A en croire certaines dépêches, le président de l’Uruguay envisagerait non seulement de légaliser la consommation de cannabis, mais aussi d’en faire assurer par l’Etat la production et la commercialisation. Cette forme de socialisme nationalisateur, cher à la gauche de notre gauche, constituerait une interprétation originale de la boutade marxiste sur l’« opium du peuple ». A ce stade ultime de l’institutionnalisation, elle peut mettre en pétard une grande partie de l’opinion, mais elle a le mérite de poser courageusement le problème : plutôt affecter à la collectivité qu’aux trafiquants les profits tirés de cette consommation de drogue devenue incontournable (on pense au tabac).

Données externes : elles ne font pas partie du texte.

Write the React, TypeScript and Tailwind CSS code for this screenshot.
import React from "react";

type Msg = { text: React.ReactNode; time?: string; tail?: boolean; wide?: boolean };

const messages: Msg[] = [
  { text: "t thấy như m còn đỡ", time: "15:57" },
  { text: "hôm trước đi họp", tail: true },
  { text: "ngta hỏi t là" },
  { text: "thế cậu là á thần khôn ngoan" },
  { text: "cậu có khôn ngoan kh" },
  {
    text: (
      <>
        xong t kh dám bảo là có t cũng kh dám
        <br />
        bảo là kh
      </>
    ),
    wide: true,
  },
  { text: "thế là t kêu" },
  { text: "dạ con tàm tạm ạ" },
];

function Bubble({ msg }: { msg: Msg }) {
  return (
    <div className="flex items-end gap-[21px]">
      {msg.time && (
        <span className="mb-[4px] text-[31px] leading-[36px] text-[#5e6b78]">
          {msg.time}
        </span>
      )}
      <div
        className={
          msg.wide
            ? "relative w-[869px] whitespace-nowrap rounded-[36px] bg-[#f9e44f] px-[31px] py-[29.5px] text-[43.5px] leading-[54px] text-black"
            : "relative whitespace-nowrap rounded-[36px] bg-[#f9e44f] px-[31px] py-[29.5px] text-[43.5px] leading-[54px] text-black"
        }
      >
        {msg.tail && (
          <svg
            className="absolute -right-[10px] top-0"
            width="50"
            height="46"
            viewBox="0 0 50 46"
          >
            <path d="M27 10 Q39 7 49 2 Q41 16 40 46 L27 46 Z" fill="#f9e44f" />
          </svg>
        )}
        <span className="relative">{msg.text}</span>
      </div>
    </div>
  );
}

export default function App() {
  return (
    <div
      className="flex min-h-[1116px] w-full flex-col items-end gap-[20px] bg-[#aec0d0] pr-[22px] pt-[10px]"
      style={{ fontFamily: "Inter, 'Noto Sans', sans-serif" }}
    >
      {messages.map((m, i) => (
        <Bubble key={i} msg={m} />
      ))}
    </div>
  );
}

Pour nous éclairer de quelques chiffres, on rappellera que, en France, par exemple, le gramme de cannabis se vend autour de 7 euros (50 pour l’héroïne, 70 pour la cocaïne). Or une étude américaine, assise sur l’hypothèse d’une production rationnelle, évalue son prix de revient théorique à cent fois moins, soit une fourchette de 0,02 à 0,09 dollar selon la qualité. Il y aurait là de quoi désespérer les trafiquants et faire fantasmer Bercy, dont l’addiction à la recette fiscale est connue.

Il faut savoir cependant que, en France (et sans doute ailleurs), le milliard d’euros de chiffre d’affaires du cannabis irrigue une économie principalement composée de petits dealers, dite économie de « débrouille » ou de « survie » par les études officielles, et qui soutient l’économie des quartiers. La ruiner serait certes moral mais pourrait aggraver leur déstabilisation ; en quoi le marché a toujours sa place. Il n’empêche que, si le président uruguayen pouvait mener à terme son projet, il nous fournirait d’utiles enseignements. Si ce que l’on dit des Pays-Bas est vérifié, la tolérance y aurait plafonné la consommation… mais le circuit des profits, apparemment, n’y est pas démantelé.

A vrai dire, le plus grand défi est dans les 250 milliards annuels de chiffre d’affaires mondial du marché des drogues dures (3 milliards en France), avec les profits scandaleux qui en découlent, et sa capacité à déplacer éventuellement ses pratiques vers de nouveaux secteurs. Là où est situé l’Uruguay, on comprend qu’il ne s’y soit pas attaqué. On l’encourage à franchir le pas.